Aim of the task -
Lines that contain "styles" are to be counted; give only their number.

Exercise materials -
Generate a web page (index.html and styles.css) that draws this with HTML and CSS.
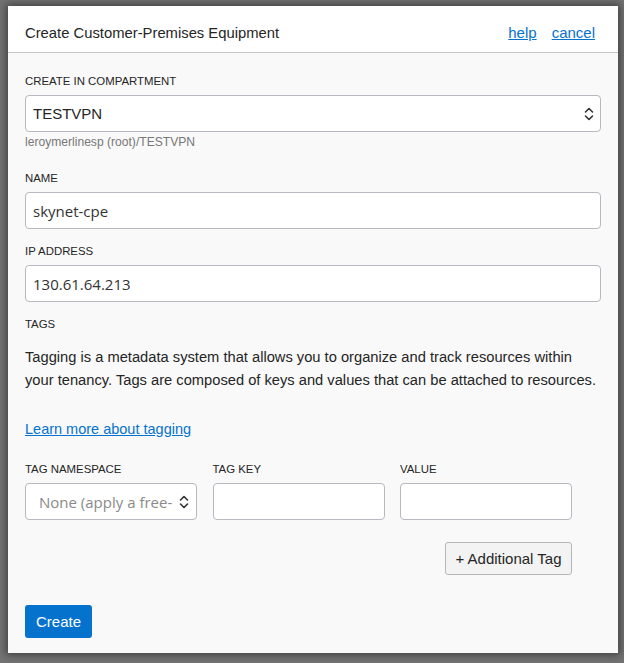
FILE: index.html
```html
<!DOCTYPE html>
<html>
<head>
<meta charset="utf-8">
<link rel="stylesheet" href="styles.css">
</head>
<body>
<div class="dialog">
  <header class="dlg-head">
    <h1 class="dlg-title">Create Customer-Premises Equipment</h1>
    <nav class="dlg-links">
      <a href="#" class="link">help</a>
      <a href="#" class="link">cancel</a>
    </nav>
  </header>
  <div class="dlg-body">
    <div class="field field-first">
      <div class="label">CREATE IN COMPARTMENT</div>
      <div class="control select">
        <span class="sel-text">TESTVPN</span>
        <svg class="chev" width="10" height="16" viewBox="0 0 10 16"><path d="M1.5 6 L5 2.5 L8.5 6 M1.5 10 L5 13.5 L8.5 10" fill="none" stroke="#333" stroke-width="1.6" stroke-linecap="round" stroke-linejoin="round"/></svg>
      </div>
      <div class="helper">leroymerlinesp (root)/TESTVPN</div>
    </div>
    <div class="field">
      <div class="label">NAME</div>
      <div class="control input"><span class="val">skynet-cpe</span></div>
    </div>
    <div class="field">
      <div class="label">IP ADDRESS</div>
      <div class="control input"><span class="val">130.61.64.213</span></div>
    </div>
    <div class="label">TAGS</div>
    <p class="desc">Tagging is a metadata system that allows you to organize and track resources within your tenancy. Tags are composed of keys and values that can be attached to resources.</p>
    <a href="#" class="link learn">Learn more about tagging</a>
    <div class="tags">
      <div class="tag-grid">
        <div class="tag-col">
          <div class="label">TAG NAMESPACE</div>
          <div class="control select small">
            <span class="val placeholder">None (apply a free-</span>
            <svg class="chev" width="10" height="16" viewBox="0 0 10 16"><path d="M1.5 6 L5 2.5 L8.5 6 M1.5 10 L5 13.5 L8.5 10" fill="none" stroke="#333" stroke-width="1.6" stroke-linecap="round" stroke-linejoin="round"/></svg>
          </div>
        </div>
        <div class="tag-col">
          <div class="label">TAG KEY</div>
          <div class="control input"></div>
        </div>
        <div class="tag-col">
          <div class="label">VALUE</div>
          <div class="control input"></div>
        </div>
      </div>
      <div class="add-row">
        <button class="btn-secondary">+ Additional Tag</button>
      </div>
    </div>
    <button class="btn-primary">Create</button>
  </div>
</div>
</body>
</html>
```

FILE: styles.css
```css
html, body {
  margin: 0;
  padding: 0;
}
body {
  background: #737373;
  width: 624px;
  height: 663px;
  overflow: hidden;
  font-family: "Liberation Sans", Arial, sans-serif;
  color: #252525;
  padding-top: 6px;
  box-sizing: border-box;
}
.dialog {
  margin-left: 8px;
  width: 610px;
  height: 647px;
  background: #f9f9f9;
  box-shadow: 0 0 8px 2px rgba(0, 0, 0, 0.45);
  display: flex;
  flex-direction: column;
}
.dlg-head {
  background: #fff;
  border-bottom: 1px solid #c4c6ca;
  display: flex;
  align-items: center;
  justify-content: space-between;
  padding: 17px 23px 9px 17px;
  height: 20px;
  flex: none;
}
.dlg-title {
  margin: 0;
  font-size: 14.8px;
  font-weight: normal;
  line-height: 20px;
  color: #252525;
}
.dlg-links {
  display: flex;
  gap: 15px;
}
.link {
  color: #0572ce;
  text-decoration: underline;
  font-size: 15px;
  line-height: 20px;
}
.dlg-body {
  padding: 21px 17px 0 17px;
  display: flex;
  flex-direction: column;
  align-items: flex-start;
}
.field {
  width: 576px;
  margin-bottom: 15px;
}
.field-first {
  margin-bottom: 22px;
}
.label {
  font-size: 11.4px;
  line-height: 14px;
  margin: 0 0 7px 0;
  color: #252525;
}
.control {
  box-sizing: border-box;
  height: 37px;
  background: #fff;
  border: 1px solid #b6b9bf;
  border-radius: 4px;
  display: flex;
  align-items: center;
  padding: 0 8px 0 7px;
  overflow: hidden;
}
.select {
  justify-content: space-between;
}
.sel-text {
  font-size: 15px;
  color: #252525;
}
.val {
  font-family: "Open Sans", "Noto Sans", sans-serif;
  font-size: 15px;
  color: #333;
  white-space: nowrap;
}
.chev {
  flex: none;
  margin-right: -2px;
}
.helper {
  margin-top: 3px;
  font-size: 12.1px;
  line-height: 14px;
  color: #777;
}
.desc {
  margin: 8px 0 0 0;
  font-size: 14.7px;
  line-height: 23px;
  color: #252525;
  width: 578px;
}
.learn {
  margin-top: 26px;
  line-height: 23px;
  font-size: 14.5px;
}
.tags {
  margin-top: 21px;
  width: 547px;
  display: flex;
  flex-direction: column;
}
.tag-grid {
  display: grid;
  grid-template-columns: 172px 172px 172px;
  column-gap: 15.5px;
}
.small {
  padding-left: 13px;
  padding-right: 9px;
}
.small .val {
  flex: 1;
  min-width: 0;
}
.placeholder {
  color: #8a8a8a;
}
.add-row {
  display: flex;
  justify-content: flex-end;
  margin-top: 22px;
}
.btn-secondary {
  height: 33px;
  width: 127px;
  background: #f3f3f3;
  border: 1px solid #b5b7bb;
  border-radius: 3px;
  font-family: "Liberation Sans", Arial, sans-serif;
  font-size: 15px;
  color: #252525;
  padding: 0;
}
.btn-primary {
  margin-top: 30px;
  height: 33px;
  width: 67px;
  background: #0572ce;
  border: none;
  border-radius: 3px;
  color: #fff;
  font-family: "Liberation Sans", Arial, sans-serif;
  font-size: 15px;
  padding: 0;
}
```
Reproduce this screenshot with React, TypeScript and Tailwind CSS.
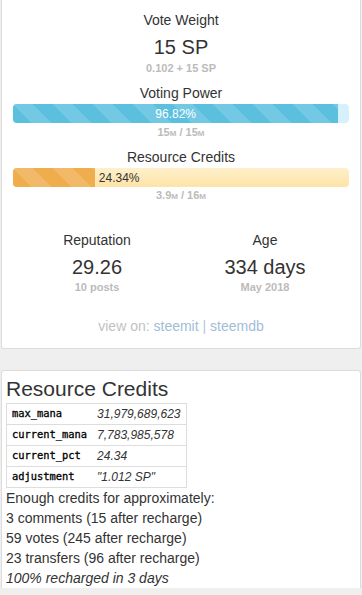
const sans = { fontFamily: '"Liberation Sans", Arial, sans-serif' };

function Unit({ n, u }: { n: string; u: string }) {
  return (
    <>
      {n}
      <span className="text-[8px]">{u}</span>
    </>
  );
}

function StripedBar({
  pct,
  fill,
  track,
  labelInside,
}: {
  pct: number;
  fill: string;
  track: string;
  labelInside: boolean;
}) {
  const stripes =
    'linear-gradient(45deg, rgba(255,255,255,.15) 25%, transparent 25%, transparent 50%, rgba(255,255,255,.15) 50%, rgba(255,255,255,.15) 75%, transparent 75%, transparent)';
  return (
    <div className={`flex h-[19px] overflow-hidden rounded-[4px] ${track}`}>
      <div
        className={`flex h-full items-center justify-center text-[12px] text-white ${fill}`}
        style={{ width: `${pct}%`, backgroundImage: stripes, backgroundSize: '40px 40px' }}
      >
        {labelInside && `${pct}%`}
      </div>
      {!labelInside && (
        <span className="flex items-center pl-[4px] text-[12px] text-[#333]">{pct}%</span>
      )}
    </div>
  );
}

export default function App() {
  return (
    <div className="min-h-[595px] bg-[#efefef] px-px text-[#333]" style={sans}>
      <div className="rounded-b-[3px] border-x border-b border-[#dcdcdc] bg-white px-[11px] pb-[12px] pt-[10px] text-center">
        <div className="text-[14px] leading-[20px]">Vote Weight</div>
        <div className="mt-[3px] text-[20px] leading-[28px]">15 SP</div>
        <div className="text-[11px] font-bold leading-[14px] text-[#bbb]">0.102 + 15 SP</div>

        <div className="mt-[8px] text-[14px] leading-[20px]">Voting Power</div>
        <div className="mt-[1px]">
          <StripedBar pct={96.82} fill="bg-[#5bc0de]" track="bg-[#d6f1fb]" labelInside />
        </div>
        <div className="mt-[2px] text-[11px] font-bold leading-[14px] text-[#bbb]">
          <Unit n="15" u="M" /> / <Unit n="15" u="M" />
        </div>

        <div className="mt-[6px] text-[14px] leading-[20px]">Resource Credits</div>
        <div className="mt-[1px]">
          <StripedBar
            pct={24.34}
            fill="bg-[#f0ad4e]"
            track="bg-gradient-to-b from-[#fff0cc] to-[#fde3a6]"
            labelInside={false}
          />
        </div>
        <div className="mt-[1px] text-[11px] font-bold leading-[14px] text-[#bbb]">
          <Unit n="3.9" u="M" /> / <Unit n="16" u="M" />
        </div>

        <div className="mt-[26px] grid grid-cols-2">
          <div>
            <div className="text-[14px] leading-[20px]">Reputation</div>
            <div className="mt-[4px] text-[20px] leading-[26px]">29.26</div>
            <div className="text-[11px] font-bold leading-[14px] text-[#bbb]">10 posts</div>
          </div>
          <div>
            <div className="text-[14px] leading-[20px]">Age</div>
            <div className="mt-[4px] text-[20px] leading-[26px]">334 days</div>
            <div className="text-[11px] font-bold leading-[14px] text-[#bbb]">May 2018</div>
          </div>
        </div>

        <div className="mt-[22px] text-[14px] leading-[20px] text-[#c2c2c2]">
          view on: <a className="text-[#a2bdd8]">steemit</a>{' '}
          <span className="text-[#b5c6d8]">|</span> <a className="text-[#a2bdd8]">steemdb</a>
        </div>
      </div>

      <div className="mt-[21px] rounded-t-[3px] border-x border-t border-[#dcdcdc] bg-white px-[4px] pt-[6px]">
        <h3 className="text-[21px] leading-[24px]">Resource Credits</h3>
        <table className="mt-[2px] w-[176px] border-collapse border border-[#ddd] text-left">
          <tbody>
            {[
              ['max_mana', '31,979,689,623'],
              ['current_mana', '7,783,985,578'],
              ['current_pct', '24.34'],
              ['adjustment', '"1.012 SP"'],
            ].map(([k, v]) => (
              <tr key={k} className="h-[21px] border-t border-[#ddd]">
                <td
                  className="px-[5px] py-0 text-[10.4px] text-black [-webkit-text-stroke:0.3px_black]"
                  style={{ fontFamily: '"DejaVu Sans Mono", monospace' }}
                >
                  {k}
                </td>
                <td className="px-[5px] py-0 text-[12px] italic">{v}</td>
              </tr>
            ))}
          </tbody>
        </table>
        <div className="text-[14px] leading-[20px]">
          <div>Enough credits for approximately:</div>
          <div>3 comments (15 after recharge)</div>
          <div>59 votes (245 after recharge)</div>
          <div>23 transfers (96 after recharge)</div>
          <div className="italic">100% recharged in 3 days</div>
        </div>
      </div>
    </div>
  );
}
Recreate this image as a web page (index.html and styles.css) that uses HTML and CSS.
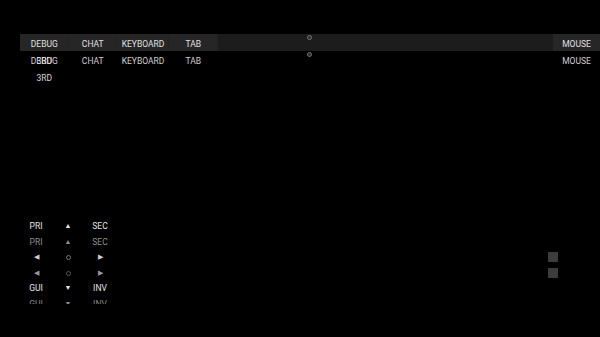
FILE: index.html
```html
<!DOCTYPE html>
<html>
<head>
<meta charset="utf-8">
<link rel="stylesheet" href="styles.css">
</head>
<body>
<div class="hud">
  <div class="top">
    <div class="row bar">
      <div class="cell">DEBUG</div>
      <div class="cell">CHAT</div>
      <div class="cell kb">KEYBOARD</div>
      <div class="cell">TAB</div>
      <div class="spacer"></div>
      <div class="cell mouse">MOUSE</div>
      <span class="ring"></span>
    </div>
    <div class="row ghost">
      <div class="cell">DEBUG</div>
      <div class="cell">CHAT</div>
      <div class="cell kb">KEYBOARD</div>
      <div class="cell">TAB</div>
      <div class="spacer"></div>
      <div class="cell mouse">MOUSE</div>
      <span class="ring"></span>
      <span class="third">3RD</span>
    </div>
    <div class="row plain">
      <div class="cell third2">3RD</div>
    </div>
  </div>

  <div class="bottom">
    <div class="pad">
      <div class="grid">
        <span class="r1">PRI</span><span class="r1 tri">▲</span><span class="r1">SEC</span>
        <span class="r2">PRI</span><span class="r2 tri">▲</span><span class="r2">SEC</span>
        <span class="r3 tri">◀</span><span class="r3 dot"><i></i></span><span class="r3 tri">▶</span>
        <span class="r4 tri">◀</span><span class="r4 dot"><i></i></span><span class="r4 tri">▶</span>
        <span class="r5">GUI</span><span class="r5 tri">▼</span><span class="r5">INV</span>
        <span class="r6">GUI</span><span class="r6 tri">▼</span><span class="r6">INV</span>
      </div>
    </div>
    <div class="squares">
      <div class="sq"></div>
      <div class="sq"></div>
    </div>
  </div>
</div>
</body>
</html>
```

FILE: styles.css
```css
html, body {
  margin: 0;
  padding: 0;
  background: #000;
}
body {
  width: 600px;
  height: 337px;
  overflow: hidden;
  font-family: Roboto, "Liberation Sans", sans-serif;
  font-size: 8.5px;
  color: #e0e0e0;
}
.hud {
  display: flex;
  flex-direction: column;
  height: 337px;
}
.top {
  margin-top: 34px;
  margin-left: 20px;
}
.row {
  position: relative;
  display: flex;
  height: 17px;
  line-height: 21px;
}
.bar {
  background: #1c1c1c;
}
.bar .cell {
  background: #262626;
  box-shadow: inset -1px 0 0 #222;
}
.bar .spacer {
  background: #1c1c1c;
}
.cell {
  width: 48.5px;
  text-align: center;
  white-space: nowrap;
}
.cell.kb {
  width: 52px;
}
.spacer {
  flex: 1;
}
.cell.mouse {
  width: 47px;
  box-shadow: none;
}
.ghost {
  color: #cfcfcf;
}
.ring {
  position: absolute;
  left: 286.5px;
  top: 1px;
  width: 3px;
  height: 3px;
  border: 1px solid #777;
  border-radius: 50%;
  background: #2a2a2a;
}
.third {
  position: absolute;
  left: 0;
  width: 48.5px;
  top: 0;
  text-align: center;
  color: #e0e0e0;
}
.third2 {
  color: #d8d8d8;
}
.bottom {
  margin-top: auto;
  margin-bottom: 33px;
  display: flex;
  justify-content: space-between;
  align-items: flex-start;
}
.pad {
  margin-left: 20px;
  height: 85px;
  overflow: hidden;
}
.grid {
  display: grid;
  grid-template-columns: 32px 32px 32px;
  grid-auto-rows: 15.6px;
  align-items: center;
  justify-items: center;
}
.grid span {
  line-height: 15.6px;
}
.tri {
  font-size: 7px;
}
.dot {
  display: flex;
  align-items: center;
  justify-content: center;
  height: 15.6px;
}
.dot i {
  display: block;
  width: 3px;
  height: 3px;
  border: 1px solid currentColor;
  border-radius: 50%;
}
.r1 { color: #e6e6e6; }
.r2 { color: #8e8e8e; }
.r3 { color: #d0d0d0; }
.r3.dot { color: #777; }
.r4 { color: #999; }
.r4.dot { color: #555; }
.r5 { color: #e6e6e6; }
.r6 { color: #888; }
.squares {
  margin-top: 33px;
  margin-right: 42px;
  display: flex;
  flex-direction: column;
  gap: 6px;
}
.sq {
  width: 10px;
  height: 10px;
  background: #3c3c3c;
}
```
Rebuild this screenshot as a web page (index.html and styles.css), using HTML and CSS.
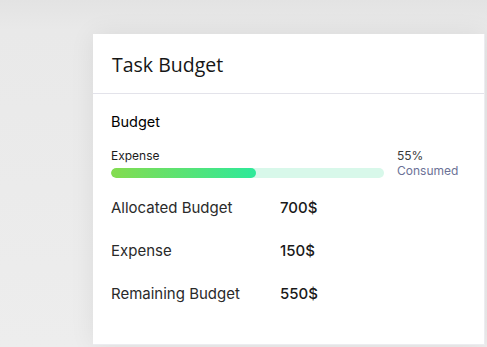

Solution below -
7